Pick your “friends” with care, discretion

There is a cure that scientists and healthcare providers can’t seem to discover in their labs. It is something that can’t slow aging, but will keep you young. It is something that is essential to the soul.

That something is friendship.

A friendship is a mutual relationship between two people who depend on each other for different needs.

“People with stronger friendship networks feel like there is someone they can turn to,” said Karen A. Roberto, director of the center for gerontology at Virgina Tech.

“Friendship is an undervalued resource,” Roberto said. “They usually share common interests. They trust and support one another.”

The American Sociological Review conducted a survey in 2006, which revealed twenty-five percent of Americans said they have no one to confide in; this number has decreased tremendously since the 1980s.

College is where lifelong friends meet. Dorm rooms, classes and campus organizations are prime areas where these friendships are formed.

Why is it so hard to find a friend who has your best interest at heart?

Jasmine Vanderhorst, a freshman pre-engineering student from New Orleans, gives her description of what is friend means to her.

“A friend is a person you can call at all hours no matter what the situation may be. It is hard to find friendship because you have to be a friend in order to have a friend and most people aren’t willing to go down that two-way street,” Vanderhorst said.

Some are naïve in denying the fact that some people are seasonal friends. They were placed in your life for only one purpose and once that purpose is fulfilled there is no use for the friendship any longer.

True friendship endures the test of time. Learning how to decipher between your real friends and those who happen to come in go with time can typically start as early as grade school or as late as college.

The famous cliché, “birds of a feather flock together,” holds truth. One should take to heed to become friends with people who are on the same page as you and on the same path to success as yourself. You should keep company that can help you define who you are and those who will support you to go out your comfort zone.

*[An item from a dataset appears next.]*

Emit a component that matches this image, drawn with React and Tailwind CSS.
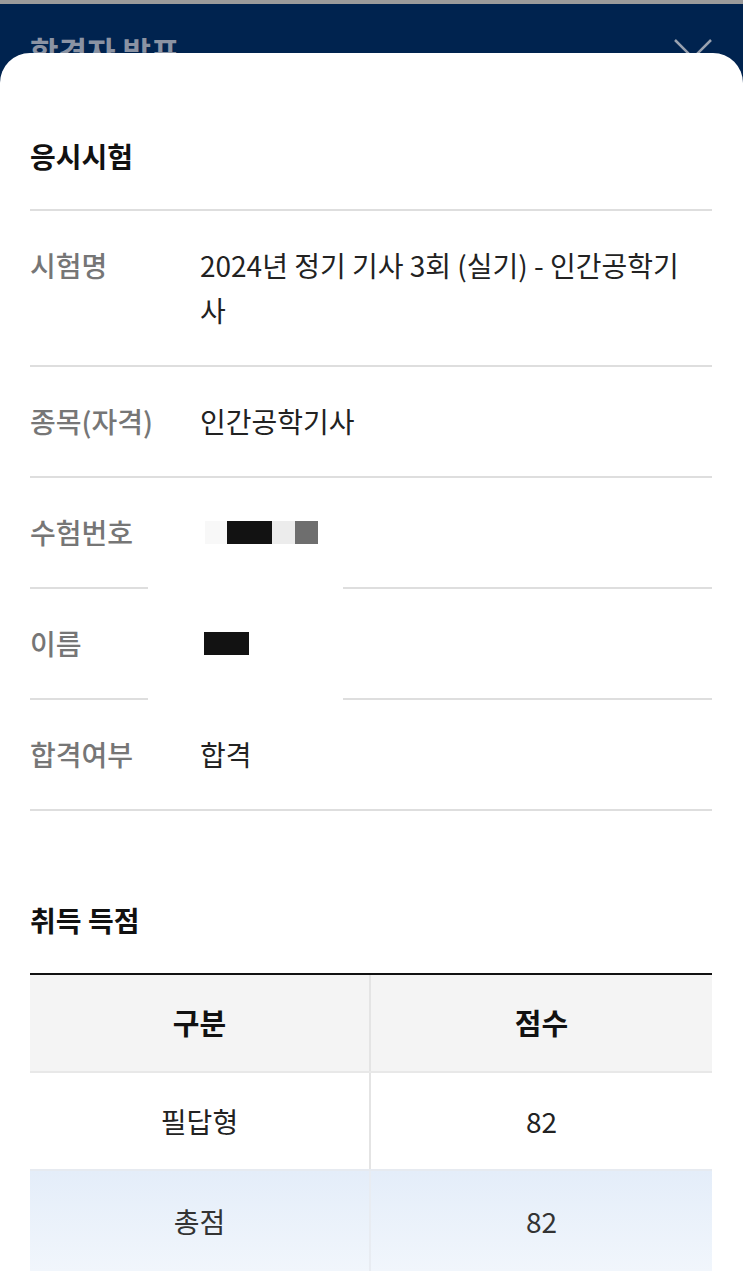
const rows = [
  { label: '시험명', value: ['2024년 정기 기사 3회 (실기) - 인간공학기', '사'] },
  { label: '종목(자격)', value: ['인간공학기사'] },
  { label: '수험번호', redact: 'number', broken: true },
  { label: '이름', redact: 'name', broken: true },
  { label: '합격여부', value: ['합격'] },
];

const Divider = ({ broken }) =>
  broken ? (
    <div className="flex">
      <div className="h-[2px] w-[118px] bg-[#dedede]" />
      <div className="w-[195px]" />
      <div className="h-[2px] flex-1 bg-[#dedede]" />
    </div>
  ) : (
    <div className="h-[2px] bg-[#dedede]" />
  );

const Redacted = ({ kind }) =>
  kind === 'number' ? (
    <div className="flex h-[45px] items-center">
      <div className="ml-[5px] flex h-[23px]">
        <div className="w-[22px] bg-[#f8f8f8]" />
        <div className="w-[45px] bg-[#121212]" />
        <div className="w-[23px] bg-[#ececec]" />
        <div className="w-[23px] bg-[#6e6e6e]" />
      </div>
    </div>
  ) : (
    <div className="flex h-[45px] items-center">
      <div className="ml-[4px] h-[23px] w-[45px] bg-[#121212]" />
    </div>
  );

export default function App() {
  return (
    <div
      className="flex min-h-[1275px] flex-col bg-[#00234f]"
      style={{ fontFamily: '"Noto Sans CJK KR", "Noto Sans", sans-serif' }}
    >
      <div className="h-[4px] bg-[#9b9b9b]" />
      <div className="relative h-[49px] overflow-hidden px-[30px]">
        <div className="pt-[24px] text-[31px] font-bold leading-[45px] text-[#8b93a3]">합격자 발표</div>
        <svg className="absolute left-[673px] top-[34px] h-[40px] w-[40px]" viewBox="0 0 40 40">
          <path d="M2 2 L38 38 M38 2 L2 38" stroke="#9aa2b0" strokeWidth="2.5" fill="none" />
        </svg>
      </div>

      <div className="flex-1 rounded-t-[30px] bg-white pl-[30px] pr-[31px] pt-[81px]">
        <h2 className="mb-[30px] text-[28px] font-bold leading-[45px] text-[#111]">응시시험</h2>
        <Divider />

        {rows.map((row) => (
          <div key={row.label}>
            <div className="flex py-[32px] text-[28px] leading-[45px]">
              <div className="w-[170px] shrink-0 font-medium text-[#767676]">{row.label}</div>
              {row.redact ? (
                <Redacted kind={row.redact} />
              ) : (
                <div className="text-[#222]">
                  {row.value.map((line, i) => (
                    <div key={i}>{line}</div>
                  ))}
                </div>
              )}
            </div>
            <Divider broken={row.broken} />
          </div>
        ))}

        <h2 className="mt-[87px] mb-[30px] text-[28px] font-bold leading-[45px] text-[#111]">취득 득점</h2>

        <div className="border-t-2 border-[#111]">
          <div className="grid h-[96px] grid-cols-2 bg-[#f4f4f4] text-[29px] font-bold text-[#111]">
            <div className="flex items-center justify-center border-r-2 border-[#e4e4e4]">구분</div>
            <div className="flex items-center justify-center">점수</div>
          </div>
          <div className="grid h-[98px] grid-cols-2 border-t-2 border-[#e8e8e8] text-[28px] text-[#222]">
            <div className="flex items-center justify-center border-r-2 border-[#e4e4e4]">필답형</div>
            <div className="flex items-center justify-center">82</div>
          </div>
          <div className="grid h-[102px] grid-cols-2 border-t-2 border-[#e6eaf0] bg-gradient-to-b from-[#e4edf9] to-[#f1f6fc] text-[28px] text-[#333]">
            <div className="flex items-center justify-center border-r-2 border-[#e8ecf2]">총점</div>
            <div className="flex items-center justify-center">82</div>
          </div>
        </div>
      </div>
    </div>
  );
}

Friendship is a test of character that starts at home with your family. Having opportunities to seek friends in class, at work and a variety of other places doesn’t come around as often as we would like it to. People are becoming friends solely for superficial reason.
 

Friendships shouldn’t define who you are, but uplift the character you desire to be.
 

Ecclesiastes 4: 9-12 says, “Two are better than one; because they have a good reward for their labour. For if they fall, the one will lift up his fellow: but woe to him that is alone when he falleth; for he hath not another to help him up.”